Does Zacarious Moussaoui deserve the death penalty? Absolutely. He participated in a heinous, premeditated plot to use aircraft as weapons to bring destruction to America. Arrested on visa violations, he was not given the opportunity to carry out his plan, but on September 11, 2001, at 9:03 a.m. his brothers in terrorism destroyed the family I had.
But there is a more important question: Should Moussaoui receive the death penalty? Absolutely not. Although Moussaoui deserves to die, the people of the United States should not impose the death penalty upon him. My concern is not so much with Moussaoui. My concern is with the 9/11 survivors, the families and friends of the victims, and the people of our nation.

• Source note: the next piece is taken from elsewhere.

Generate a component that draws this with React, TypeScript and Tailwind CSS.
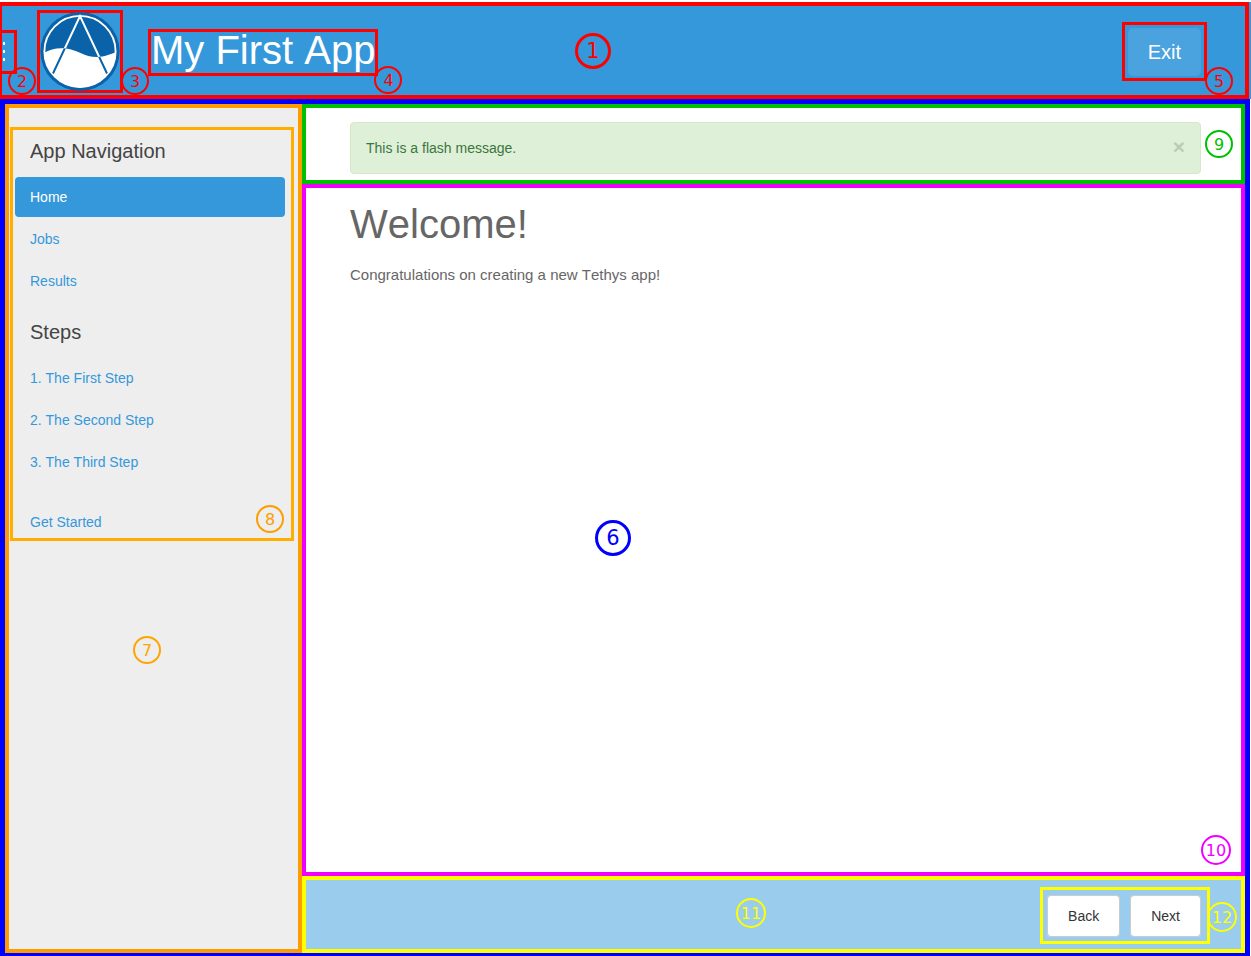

It is a human response to be enraged against those who plotted to take the lives of so many innocent victims. To strike back is an instinctual human reaction toward such an outrageous violation against mankind. Yet to impose the death penalty diminishes our own humanity. Do we want to characterize ourselves as a nation committed to pure vengeance with nothing more to be gained? For we surely cannot think that imposing the death penalty will act as a deterrent against other terrorists. Cloaked in the rationalization of carrying forth the will of God, the terrorists let their fear and hatred consume their last ounce of humanity. Let us not follow in their footsteps.
Let us instead distance ourselves from the evil wrapped in their warped behavior. Let us maintain a strand of humanity that will bond us to the value of life. Let us define ourselves as principled people not acting out of fear and hatred, but a people who under the most challenging of circumstances can transcend evil and prevail with reason and justice. Let us strive to have love for one another.